By definition palindrome is a string which is not changed when reversed. “MADAM” is a nice example of palindrome. It is an easy job to test whether a given string is a palindrome or not. But it may not be so easy to generate a palindrome.

Here we will make a palindrome generator which will take an input string and return a palindrome. You can easily verify that for a string of length n, no more than (n - 1) characters are required to make it a palindrome. Consider “abcd” and its palindrome “abcdcba” or “abc” and its palindrome “abcba”. But life is not so easy for programmers!! We always want optimal cost. And you have to find the minimum number of characters required to make a given string to a palindrome if you are only allowed to insert characters at any position of the string.

Input
Input starts with an integer T (≤ 200), denoting the number of test cases.

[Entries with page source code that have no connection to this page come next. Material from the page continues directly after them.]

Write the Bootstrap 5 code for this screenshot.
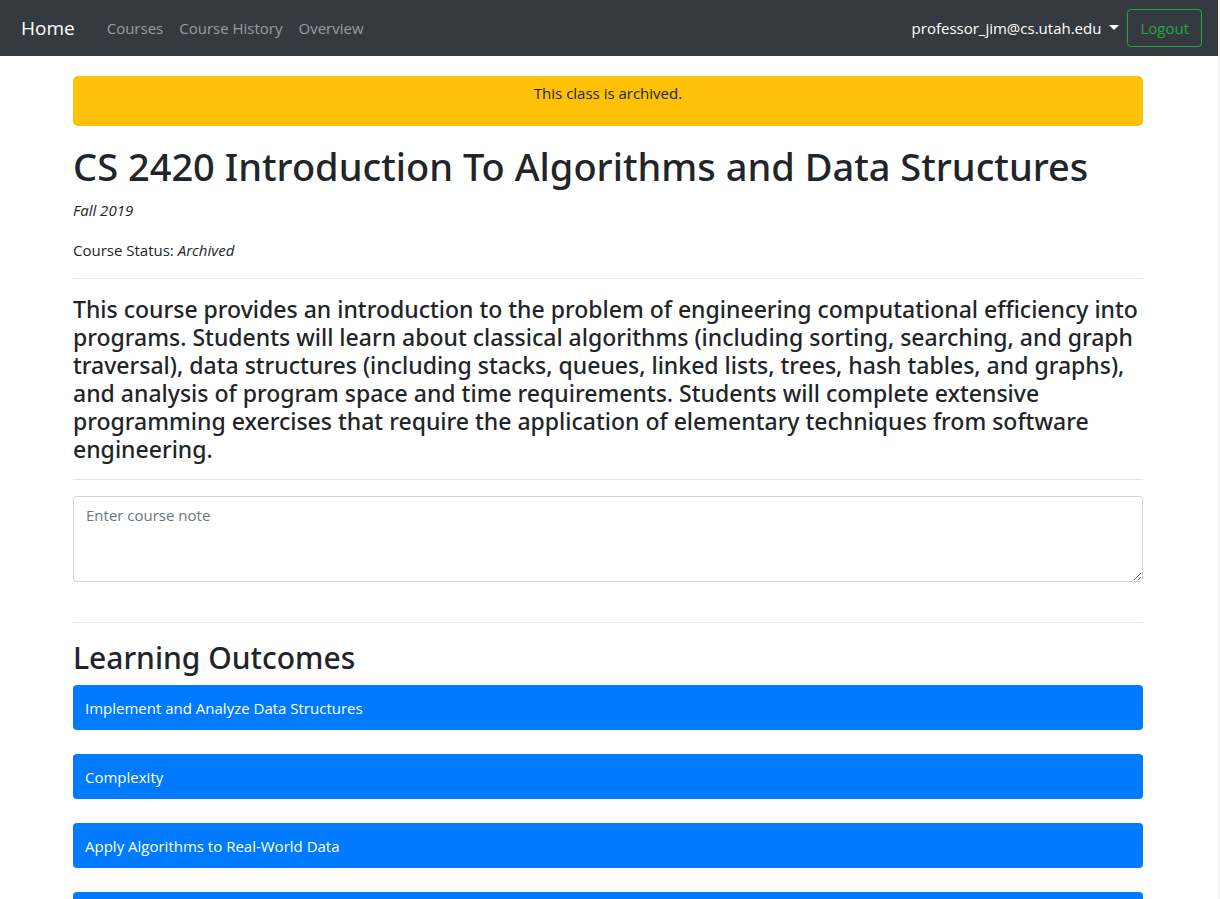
<!DOCTYPE html>
<html lang="en">
<head>
<meta charset="utf-8">
<meta name="viewport" content="width=device-width, initial-scale=1">
<title>CS 2420 - Course Details</title>
<link href="https://cdn.jsdelivr.net/npm/bootstrap@5.3.0/dist/css/bootstrap.min.css" rel="stylesheet">
<style>
body { font-family: "Open Sans", "Noto Sans", sans-serif; font-size: 15px; font-weight: 400; line-height: 24px; color: #212529; border-right: 2px solid #f1f1f1; }
.site-nav { background: #343a40; min-height: 56px; padding: 8px 16px 8px 21px; --bs-navbar-color: #9a9da0; }
.site-nav .navbar-brand { font-size: 19px; line-height: 30px; margin-right: 24px; padding: 4px 0; }
.site-nav .nav-link { padding: 8px; }
.site-nav .user-link { color: #fff; }
.site-nav .user-link::after { margin-left: 8px; border-width: 5px 5px 0; }
.btn-logout { --bs-btn-color: #28a745; --bs-btn-border-color: #28a745; --bs-btn-hover-color: #fff; --bs-btn-hover-bg: #28a745; --bs-btn-border-radius: 4px; --bs-btn-font-size: 15px; --bs-btn-padding-x: 12px; line-height: 24px; }
.page-body { max-width: 1102px; padding: 20px 17px 0 15px; }
.archived-banner { background: #ffc107; border-radius: 5px; min-height: 50px; padding: 5px; }
h1, h2, .course-summary { font-family: "Noto Sans", "Open Sans", sans-serif; font-weight: 500; }
h1 { font-size: 38px; line-height: 48px; }
h2 { font-size: 30px; line-height: 38px; }
.course-summary { font-size: 23px; line-height: 28px; }
hr { border-color: #000; opacity: .1; }
.course-note { border-color: #ced4da; border-radius: 4px; font-size: 15px; line-height: 24px; min-height: 86px; padding: 6px 12px; margin-bottom: 40px; }
.course-note::placeholder { color: #6c757d; }
.outcome { background: #007bff; color: #fff; border: 0; border-radius: 4px; padding: 11px 12px 10px; text-align: left; }
</style>
</head>
<body>
<nav class="navbar navbar-expand-lg navbar-dark site-nav">
  <a class="navbar-brand" href="#">Home</a>
  <button class="navbar-toggler" type="button" data-bs-toggle="collapse" data-bs-target="#siteMenu" aria-label="Toggle navigation"><span class="navbar-toggler-icon"></span></button>
  <div class="collapse navbar-collapse" id="siteMenu">
    <ul class="navbar-nav me-auto">
      <li class="nav-item"><a class="nav-link" href="#">Courses</a></li>
      <li class="nav-item"><a class="nav-link" href="#">Course History</a></li>
      <li class="nav-item"><a class="nav-link" href="#">Overview</a></li>
    </ul>
    <ul class="navbar-nav">
      <li class="nav-item dropdown">
        <a class="nav-link dropdown-toggle user-link" href="#" role="button" data-bs-toggle="dropdown" aria-expanded="false">professor_jim@cs.utah.edu</a>
        <ul class="dropdown-menu dropdown-menu-end"><li><a class="dropdown-item" href="#">Profile</a></li></ul>
      </li>
    </ul>
    <button type="button" class="btn btn-logout">Logout</button>
  </div>
</nav>
<main class="container page-body">
  <div class="archived-banner text-center mb-3">This class is archived.</div>
  <h1 class="mb-2">CS 2420 Introduction To Algorithms and Data Structures</h1>
  <p class="mb-3"><em>Fall 2019</em></p>
  <p class="mb-3">Course Status: <em>Archived</em></p>
  <hr class="my-3">
  <h4 class="course-summary mb-3">This course provides an introduction to the problem of engineering computational efficiency into programs. Students will learn about classical algorithms (including sorting, searching, and graph traversal), data structures (including stacks, queues, linked lists, trees, hash tables, and graphs), and analysis of program space and time requirements. Students will complete extensive programming exercises that require the application of elementary techniques from software engineering.</h4>
  <hr class="my-3">
  <textarea class="form-control course-note" rows="3" placeholder="Enter course note" aria-label="Course note"></textarea>
  <hr class="mb-3">
  <h2 class="mb-2">Learning Outcomes</h2>
  <div class="d-grid gap-4">
    <button type="button" class="outcome">Implement and Analyze Data Structures</button>
    <button type="button" class="outcome">Complexity</button>
    <button type="button" class="outcome">Apply Algorithms to Real-World Data</button>
    <button type="button" class="outcome" aria-label="Next outcome">&nbsp;</button>
  </div>
</main>
<script src="https://cdn.jsdelivr.net/npm/bootstrap@5.3.0/dist/js/bootstrap.bundle.min.js"></script>
</body>
</html>
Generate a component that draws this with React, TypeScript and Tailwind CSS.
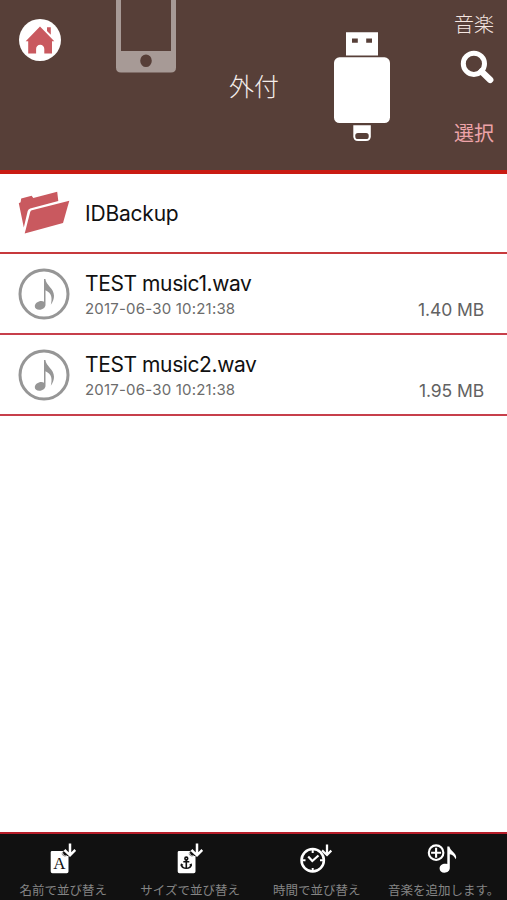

Each case contains a string of lowercase letters denoting the string for which we want to generate a palindrome. You may safely assume that the length of the string will be positive and no more than 100.

Output
For each case, print the case number and the minimum number of characters required to make string to a palindrome.

Sample Input
Output for Sample Input
6
abcd
aaaa
abc
aab
abababaabababa
pqrsabcdpqrs
Case 1: 3
Case 2: 0
Case 3: 2
Case 4: 1
Case 5: 0
Case 6: 9

最少填多少个字符成回文。

#include<cstdio>
#include<cstring>
#include<iostream>
#include<queue>
#include<vector>
#include<algorithm>
#include<string>
#include<cmath>
#include<set>
#include<map>
#include<vector>
#include<stack>
#include<utility>
#include<sstream>
using namespace std;
typedef long long ll;
const int inf = 0x3f3f3f3f;
const int maxn = 1005;
int t;
char s[105];
int dp[105][105];
int dfs(int l,int r)
{
    if(dp[l][r] != -1)return dp[l][r];
    if(l >= r)return dp[l][r] = 0;
    if(s[l] == s[r])
        return dp[l][r] = dfs(l + 1,r - 1);
    else
        return dp[l][r] = min(dfs(l + 1,r),dfs(l,r - 1)) + 1;
}
int main()
{
    #ifdef LOCAL
    freopen("C:\\Users\\ΡΡ\\Desktop\\in.txt","r",stdin);
    //freopen("C:\\Users\\ΡΡ\\Desktop\\out.txt","w",stdout);
    #endif // LOCAL
    int kase = 1;
    scanf("%d",&t);
    while(t--)
    {
        scanf("%s",s);
        int len = strlen(s);
        memset(dp,-1,sizeof(dp));
        printf("Case %d: %d\n",kase++,dfs(0,len - 1));
    }
    return 0;
}